Go ahead and call the number (866) 308-8179, and press 1 to "cancel your membership" and that will send you to the 15 minute brainwashing workout. It actually did make me sweat a little.
Okay, back to my best Tetris game ever. I've been trying to beat Courtney's high score for weeks!
brandon [email] said at 6:59 PM 03-01-2006: Group sex? Was it a gay gym? Gay gyms are awesome, because, as a het guy, there's no way in hell you're going to be attractive to the gym-rat homos and on top of that, the women that go there are gay themselves or assume you're gay. So, you can work out without being bothered ever. love gay gyms, not gay jims.
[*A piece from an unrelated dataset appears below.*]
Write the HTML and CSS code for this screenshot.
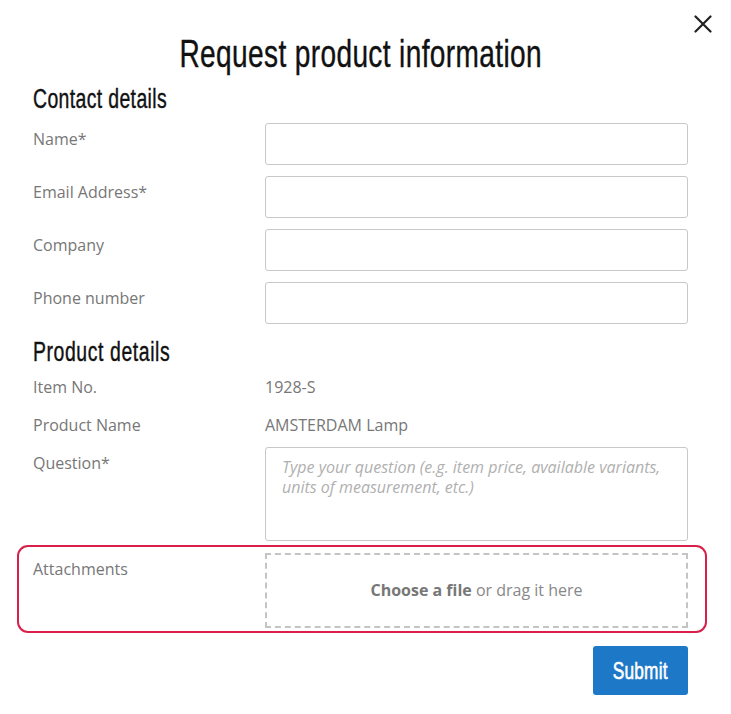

myriam [email] said at 7:01 PM 03-01-2006: Yeah, I've never found heterosexual men in gyms attractive; I just can't imagine that gay guys would either! Really, I bet het men in general are just invisible to those homos.
brandon [email] said at 7:04 PM 03-01-2006: Totally. And for the most part, Gay guys don't really give a shit about your numbers, they want to sculpt, and they're real nice about spotting. Plus, you can use hammerstrength machines around gay guys without feeling... gay.
brandon [email] said at 7:22 PM 03-01-2006: Ha. True, but I'll say this: I feel comfortable doing the thigh squeeze machine around the gays and not a het place, actually, I feel rushed, because they all want to use it, too. I used to question why non predominantly gay gyms even buy hammerstrength machines, but, I found, if you go in really early - I mean, before dawn - you'll find burly het-guys on them who think they're alone using them.
myriam [email] said at 7:29 PM 03-01-2006: Ha! The one where you bend down and grab handles right next to your ankles and then grunt and jerk upwards is probably my favorite totally incredibly non-faggoty heterosexual one.
The dudes bouncin' and rockin' on the calf-raise one always have this look of extreme concentration on their face... you know, in case you thought they were thinking about something ELSE, well then, you'd be mistaken, mister. They're there for the GYM.
neilbert said at 7:32 PM 03-01-2006: The gym I signed up for tried to fuck me. My contract had expired and coincidently the credit card that was attached to the membership had also expired at the same time. Well, I thought I had killed two birds with one stone. Well, two months later I got a letter from the gym stating how they were going to turn me over to a collection agency. Well, I called them and I said I wanted to cancel my membership as I had completed my contractual agreement and I was moving. They then started with the "You have to give us a month's notice before cancelling-crap" and that I owed them two months gym membership fees and most importantly, I COULD NOT CANCEL MY MEMBERSHIP UNLESS IT WAS PAID UP IN FULL. I told them that was racketeering and I was going to report them to the BBB and that their mens locker room smelled like foot concentrate.